Georgetown, GINA, July 15, 2016
The Hague Choice of Law Principles as applied to commercial contracts provide international investors with legal certainty and the option of choosing the laws that can be determined in the event of a dispute.
Participants of the Hague Convention Conference held at the Pegasus hotel, and which came to an end today, were so informed at the final presentation which dealt with the Hague Choice of Law Principles. This was related by Professor Theophilus Ferguson of the University of Guyana, this afternoon.
When parties enter into a contract that has connections with more than one States, the question of which set of legal rules governs the transaction arises. The answer to this question is obviously important to a court or arbitral tribunal that must resolve a dispute between the parties, but it is also important for the parties themselves, in planning the transaction and performing the contract, to know the set of rules that governs their obligations.
The preamble of Principles on the Choice of Law in International Commercial Contracts that was approved in 2015, indicates the aim of the Principles is to reinforce party autonomy and ensure that the law chosen by the parties has the widest scope of application, subject to clearly defined limits.
Professor Ferguson during his presentation stated when parties speak of private international contracts, they speak of contracts that have connections in more than one states, specifically cross- border.
“The Choice of Law is different from choice of jurisdiction. Choice of Law speaks to the legal aspect of the administration of justice that applies to the jurisdiction; Choice of Court speaks to the Court that will be used.”
He added that in pleading and proving that law in the Caribbean that can be quite expensive. For example, to secure an expert to articulate the content, you first have to find such an expert then have him or her attend proceedings. “This can be very strenuous to the administration of justice,” he stated.
Adding to Professor Ferguson’s presentation, Ignacio Goicoechea, Director for Latin American Office of the Hague Convention on Private International Law indicated that the Choice of Law Principles does not pretend to impose on any jurisdiction.
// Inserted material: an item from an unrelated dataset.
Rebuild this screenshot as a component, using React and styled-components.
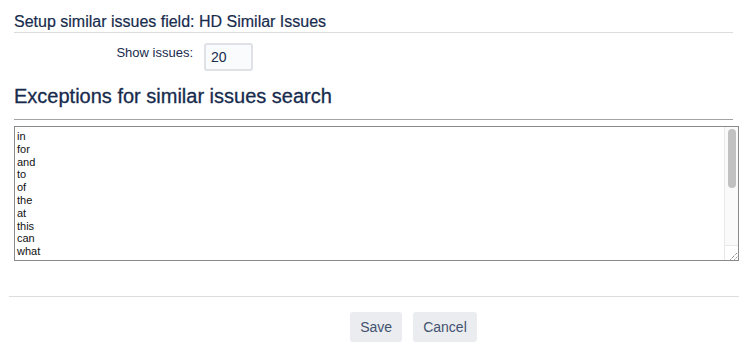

“This is the first soft law that the organisation has produced…it’s a blue print text developed by the most recognised experts…these are contracts between people who do business regularly, who can choose the court as they so wish,” Ignacio explained.
Asked what would be the reaction of parties on contract choosing to apply the Hague Choice of Law Principles, Ignacio explained that the benefit is that parties can incorporate state law, and other regulations that are developed in other international organisations that do not form part of law for the State where commercial contracts are entered into.
“If you pass legislation that allows the parties to choose the law, you would broaden the options for persons seeking to enter…failing to have this might not be attractive to foreign investors, as it provides legal certainty and the option of choice of law…the other issue is when you choose international law and an option that you can send disputing parties to a third state- which means it would be cheaper for the companies and for the companies legal assessment before entering into a contract,” Ignacio explained.
Professor Calvin Hamilton, Senior Lecturer, Faculty of Law, University of the West Indies, in sharing an observation explained that when it comes to arbitration, states have always complained that they were never at the ready because of the lack of their bargaining power. “They were forced to accept conditions …one of those conditions is the renouncing of their own courts… that’s a major issue in arbitration,” Professor Hamilton said.
He added that the fact that the Choice of Law Principles constitutes soft law, it means that States can choose whether or not to adapt it based on their needs. Further, if states are to accept investment and conduct international banking, all issues must be understood. This means that the understanding will see decisions being made to create an enabling legal environment needed with the investment.
The Principles on Choice of Law in International Commercial Contracts as enunciated in the convention are: – Article 2- Freedom of Choice; Article 3- Rules of Law; Article 4- Express and tacit choice; Article 5- Formal validity of the choice of law; Article 6- Agreement on the choice of law and battle of forms; Article 7- Severability; and Article 8- Exclusion of renvoi.
In order for the Principles to apply, two criteria must be satisfied. First, the contract in question must be “international”. A contract is international within the meaning given to that term in the Principles unless the parties have their establishments in the same State and the relationship of the parties and all other relevant elements, regardless of the chosen law, are connected only with that State, as enunciated in Art. 1 (2). The second criterion is that each party to the contract must be acting in the exercise of its trade or profession, as per Art. 1 (1).
The Principles expressly exclude from their scope, certain specific categories of contracts in which the bargaining power of one party, either a consumer or employee; is presumptively weaker.